YouTube is where people like me go to find out about such foreign  concepts and it took me to Japan where I met a woman named Marie Kondo who according to YouTube, revolutionized clothes folding.

Thereafter, I spent two and a half hours, “smoothing the fabric, communicating my affection and gratitude to my clothes (this is very important according to the video),  fondling my shirts and generally feeling creepy.

My t-shirts were felt, thanked and folded with a love that can apparently only be found in Japan. I like to think I will continue this method, but history tells me this is the only love my folded shirts will feel all season.
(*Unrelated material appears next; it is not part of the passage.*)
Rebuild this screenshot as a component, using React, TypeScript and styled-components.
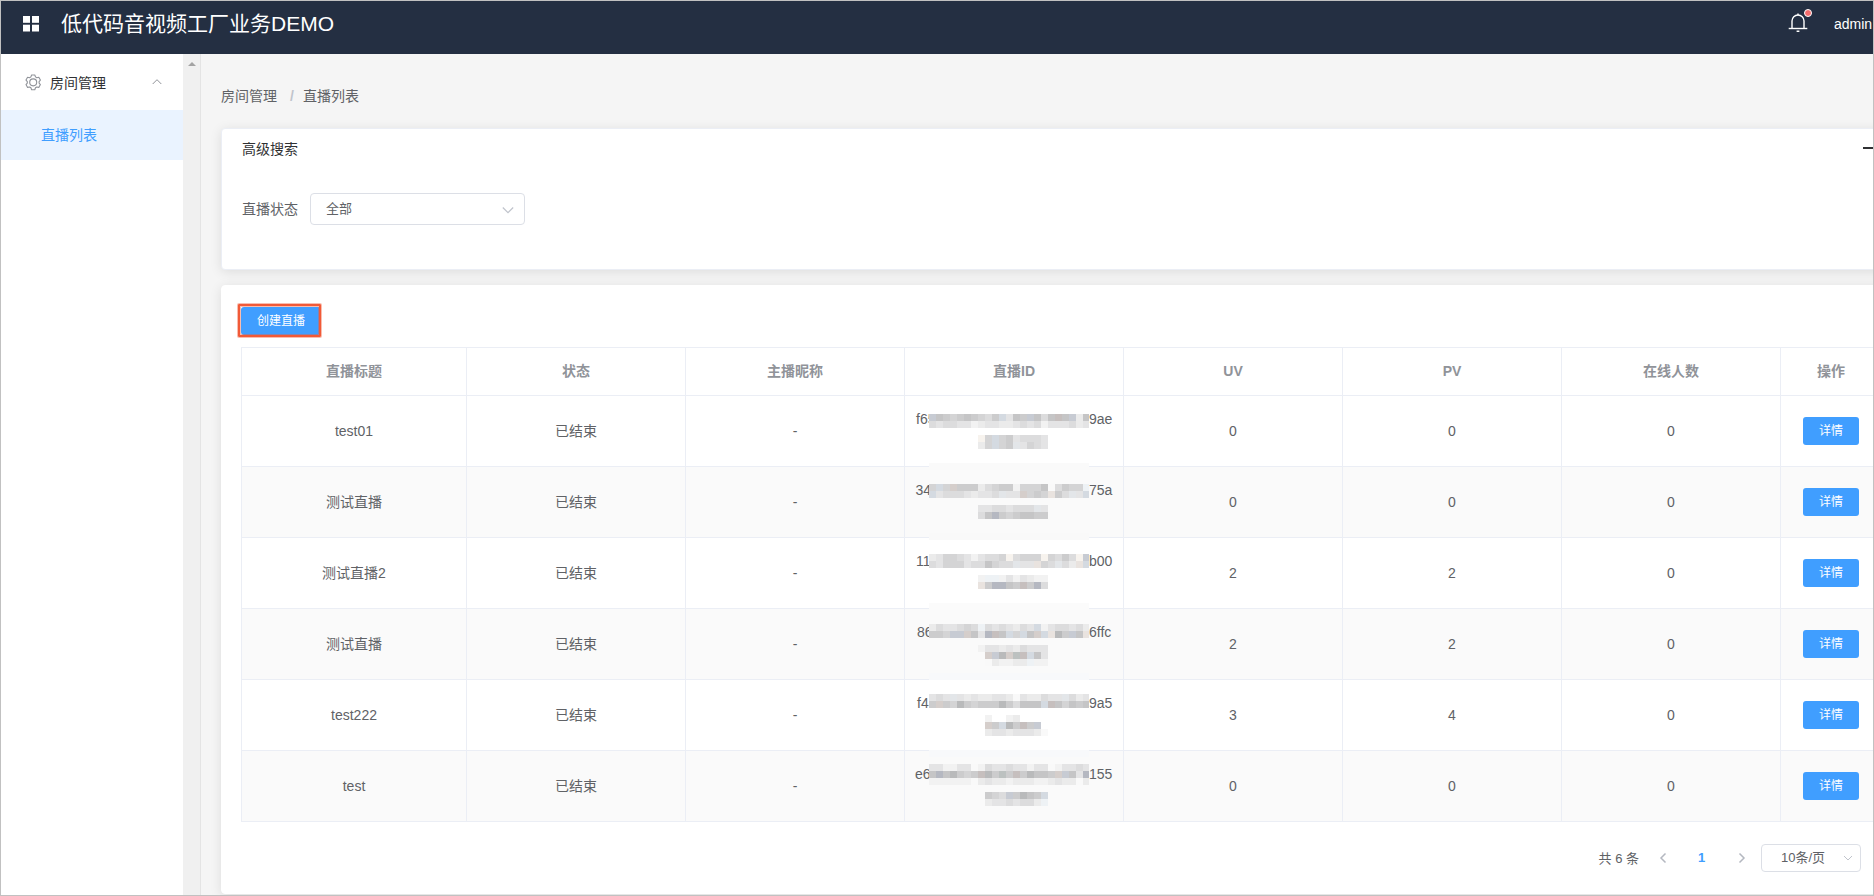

I hope they enjoyed it, a lot.

In fact, I have a date with my favorite vintage Nike t-shirt (c. 1980)  this weekend because we talked and decided to try again.

I saved the shirt folding for last, because having known myself my entire life, I knew I would need a good, stiff drink after all that human-fabric emotional entanglement. Also, Adele was heavy on the playlist that got me through it, so I toasted her as I leaned back against the shelf of properly-thanked and folded shirts.

Then, I tweeted a picture of how I cleaned up my world.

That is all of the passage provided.